- **GIVEN DATA**:
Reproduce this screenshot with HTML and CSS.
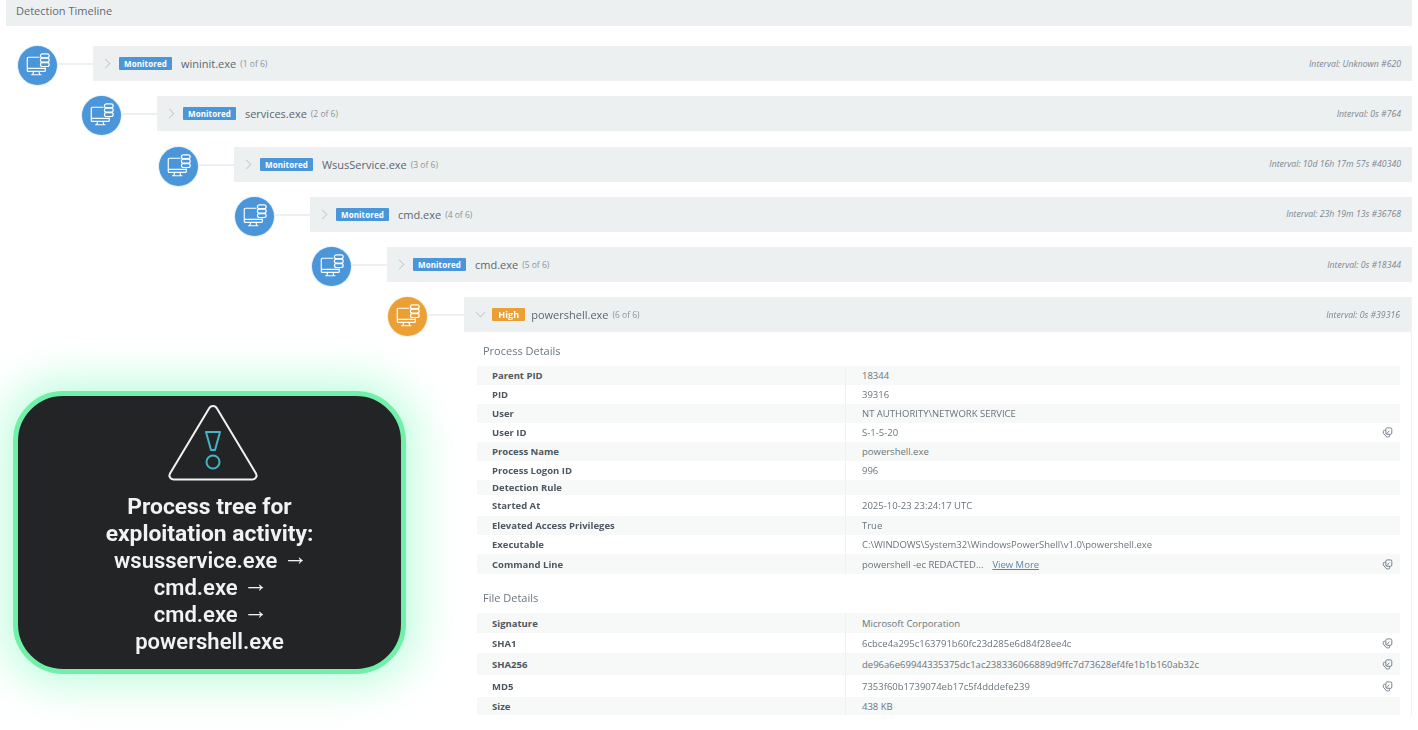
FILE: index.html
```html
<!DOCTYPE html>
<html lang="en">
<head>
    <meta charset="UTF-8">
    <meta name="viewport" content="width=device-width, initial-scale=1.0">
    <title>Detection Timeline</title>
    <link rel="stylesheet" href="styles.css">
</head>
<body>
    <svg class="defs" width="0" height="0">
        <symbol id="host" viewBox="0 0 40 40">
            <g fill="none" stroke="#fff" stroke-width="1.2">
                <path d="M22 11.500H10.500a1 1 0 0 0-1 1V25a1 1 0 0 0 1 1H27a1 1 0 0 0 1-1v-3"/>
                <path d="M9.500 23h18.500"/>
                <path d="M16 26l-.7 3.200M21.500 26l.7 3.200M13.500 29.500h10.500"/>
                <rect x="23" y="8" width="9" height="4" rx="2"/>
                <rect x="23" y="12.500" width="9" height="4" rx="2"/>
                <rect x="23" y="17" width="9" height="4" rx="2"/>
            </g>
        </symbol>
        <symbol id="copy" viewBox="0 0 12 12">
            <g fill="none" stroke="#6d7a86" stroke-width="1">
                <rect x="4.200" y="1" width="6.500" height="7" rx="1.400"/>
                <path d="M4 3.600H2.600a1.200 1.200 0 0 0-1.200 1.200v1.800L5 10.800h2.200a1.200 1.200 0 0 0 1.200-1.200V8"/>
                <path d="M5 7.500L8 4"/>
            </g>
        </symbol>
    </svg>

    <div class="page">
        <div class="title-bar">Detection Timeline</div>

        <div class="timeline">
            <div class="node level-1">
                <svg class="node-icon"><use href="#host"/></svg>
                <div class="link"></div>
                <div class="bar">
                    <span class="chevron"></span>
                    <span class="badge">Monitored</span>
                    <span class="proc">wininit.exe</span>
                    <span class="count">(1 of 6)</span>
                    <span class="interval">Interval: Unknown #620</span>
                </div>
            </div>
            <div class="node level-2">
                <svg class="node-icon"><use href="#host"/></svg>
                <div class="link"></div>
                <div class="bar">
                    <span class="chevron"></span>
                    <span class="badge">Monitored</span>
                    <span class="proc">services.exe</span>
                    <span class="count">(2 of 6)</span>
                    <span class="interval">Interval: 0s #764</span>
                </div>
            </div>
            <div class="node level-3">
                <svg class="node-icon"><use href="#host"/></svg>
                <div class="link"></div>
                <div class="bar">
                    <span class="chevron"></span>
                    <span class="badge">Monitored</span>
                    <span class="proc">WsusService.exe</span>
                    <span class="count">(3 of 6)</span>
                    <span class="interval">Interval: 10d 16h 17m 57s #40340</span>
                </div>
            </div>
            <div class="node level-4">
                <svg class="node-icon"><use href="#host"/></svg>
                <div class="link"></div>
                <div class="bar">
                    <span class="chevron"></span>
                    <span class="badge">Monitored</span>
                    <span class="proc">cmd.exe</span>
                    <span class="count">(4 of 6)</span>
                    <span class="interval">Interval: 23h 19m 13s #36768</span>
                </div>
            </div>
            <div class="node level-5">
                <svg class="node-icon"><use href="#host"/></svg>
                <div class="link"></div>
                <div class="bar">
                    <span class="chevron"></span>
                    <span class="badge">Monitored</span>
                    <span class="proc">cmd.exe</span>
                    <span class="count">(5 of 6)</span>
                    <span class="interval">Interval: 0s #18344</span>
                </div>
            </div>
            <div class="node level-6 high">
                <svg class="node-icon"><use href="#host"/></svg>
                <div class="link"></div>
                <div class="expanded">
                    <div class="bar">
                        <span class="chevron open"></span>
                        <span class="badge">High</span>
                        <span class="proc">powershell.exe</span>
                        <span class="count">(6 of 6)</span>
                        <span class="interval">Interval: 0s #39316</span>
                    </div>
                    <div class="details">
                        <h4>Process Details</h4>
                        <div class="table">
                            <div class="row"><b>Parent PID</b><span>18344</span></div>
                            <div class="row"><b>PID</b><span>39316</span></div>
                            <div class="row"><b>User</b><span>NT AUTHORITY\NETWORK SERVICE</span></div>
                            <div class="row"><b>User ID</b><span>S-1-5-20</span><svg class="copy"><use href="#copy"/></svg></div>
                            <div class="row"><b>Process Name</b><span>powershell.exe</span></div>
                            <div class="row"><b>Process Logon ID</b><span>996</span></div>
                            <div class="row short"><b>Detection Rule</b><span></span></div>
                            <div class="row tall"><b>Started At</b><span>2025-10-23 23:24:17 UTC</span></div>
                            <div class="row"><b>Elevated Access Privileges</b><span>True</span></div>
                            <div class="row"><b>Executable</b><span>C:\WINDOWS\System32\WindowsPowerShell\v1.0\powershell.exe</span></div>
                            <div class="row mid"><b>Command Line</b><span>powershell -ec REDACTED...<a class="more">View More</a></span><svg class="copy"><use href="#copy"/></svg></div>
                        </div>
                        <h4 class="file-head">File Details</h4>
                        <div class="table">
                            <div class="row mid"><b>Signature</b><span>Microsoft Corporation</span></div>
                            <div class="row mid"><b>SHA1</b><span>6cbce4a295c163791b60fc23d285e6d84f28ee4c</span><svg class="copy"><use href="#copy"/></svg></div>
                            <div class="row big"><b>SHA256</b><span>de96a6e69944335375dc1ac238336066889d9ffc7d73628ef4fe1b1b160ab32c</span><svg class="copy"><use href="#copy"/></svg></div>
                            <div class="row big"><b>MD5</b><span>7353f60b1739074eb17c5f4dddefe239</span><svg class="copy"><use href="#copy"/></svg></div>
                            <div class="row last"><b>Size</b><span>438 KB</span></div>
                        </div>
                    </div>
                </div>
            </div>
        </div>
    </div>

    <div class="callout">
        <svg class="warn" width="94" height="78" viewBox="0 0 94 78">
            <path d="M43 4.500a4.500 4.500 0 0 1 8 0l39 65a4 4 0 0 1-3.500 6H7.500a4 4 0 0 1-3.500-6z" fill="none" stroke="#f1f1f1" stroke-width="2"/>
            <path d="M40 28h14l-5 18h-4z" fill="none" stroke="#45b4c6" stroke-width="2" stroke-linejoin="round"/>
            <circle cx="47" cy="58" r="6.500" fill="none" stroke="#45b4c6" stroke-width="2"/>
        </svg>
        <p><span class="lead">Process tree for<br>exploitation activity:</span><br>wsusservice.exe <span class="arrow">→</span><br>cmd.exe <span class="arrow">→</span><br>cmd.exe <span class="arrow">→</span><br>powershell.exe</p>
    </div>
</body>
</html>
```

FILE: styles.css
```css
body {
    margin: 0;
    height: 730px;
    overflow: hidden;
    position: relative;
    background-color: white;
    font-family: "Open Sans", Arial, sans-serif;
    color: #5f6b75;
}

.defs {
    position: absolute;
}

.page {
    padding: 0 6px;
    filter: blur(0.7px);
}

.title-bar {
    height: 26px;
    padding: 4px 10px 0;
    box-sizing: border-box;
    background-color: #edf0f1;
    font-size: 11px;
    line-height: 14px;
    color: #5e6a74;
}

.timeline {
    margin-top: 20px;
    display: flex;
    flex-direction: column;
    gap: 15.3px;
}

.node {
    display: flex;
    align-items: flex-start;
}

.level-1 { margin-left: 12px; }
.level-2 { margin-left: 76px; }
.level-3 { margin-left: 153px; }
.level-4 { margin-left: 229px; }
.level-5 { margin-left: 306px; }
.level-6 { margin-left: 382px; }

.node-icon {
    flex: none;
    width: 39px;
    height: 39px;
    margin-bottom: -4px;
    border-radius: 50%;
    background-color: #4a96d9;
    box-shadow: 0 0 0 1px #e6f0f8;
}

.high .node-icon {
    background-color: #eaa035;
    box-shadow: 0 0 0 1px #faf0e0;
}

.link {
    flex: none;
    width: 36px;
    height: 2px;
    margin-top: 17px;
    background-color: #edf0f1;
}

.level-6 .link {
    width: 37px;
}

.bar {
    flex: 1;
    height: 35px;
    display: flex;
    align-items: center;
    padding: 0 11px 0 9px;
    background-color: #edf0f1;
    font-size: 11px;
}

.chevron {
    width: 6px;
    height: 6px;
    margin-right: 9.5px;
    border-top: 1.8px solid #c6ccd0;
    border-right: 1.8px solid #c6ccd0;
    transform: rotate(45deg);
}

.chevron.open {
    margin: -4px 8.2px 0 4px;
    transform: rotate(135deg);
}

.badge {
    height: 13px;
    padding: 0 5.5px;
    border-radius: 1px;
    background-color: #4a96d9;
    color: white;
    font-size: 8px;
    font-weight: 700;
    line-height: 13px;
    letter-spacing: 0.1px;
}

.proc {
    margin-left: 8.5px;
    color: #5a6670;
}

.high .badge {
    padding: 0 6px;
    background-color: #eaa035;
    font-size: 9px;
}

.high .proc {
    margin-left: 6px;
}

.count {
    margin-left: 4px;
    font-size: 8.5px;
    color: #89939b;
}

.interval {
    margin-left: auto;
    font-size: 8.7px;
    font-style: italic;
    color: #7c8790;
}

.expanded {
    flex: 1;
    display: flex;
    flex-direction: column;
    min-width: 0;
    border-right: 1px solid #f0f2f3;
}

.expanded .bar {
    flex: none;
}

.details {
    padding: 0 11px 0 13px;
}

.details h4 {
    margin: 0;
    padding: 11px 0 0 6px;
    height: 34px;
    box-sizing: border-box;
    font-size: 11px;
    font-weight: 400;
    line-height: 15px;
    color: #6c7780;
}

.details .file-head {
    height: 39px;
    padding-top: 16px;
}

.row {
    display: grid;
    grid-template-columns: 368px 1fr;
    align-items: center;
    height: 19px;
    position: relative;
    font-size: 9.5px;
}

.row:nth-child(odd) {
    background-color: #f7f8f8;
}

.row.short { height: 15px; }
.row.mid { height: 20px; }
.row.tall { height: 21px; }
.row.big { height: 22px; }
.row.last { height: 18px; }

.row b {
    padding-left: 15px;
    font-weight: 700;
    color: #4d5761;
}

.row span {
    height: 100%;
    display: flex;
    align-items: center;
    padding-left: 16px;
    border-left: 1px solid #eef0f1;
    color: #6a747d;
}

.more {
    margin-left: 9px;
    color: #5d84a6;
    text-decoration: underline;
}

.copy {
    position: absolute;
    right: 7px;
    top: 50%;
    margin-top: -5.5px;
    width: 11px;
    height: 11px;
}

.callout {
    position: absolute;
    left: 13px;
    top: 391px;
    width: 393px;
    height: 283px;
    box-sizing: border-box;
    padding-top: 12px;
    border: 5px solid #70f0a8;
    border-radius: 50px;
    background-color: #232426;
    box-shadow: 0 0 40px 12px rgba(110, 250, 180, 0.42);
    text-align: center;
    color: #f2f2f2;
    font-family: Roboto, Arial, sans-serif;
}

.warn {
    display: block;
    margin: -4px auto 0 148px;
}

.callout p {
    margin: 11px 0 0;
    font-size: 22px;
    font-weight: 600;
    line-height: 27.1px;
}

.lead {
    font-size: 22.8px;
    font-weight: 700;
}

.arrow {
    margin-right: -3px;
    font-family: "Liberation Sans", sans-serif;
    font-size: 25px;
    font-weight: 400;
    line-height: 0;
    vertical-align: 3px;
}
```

...

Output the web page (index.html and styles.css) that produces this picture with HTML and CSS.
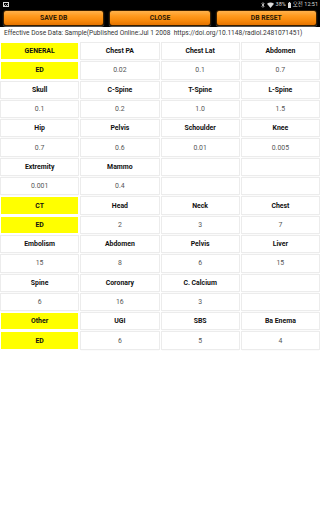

- **SHORT TASK**:
Give only the number of lines in the entries above that hold the string "this".

- **SOLUTION TO THE PROBLEM**:
2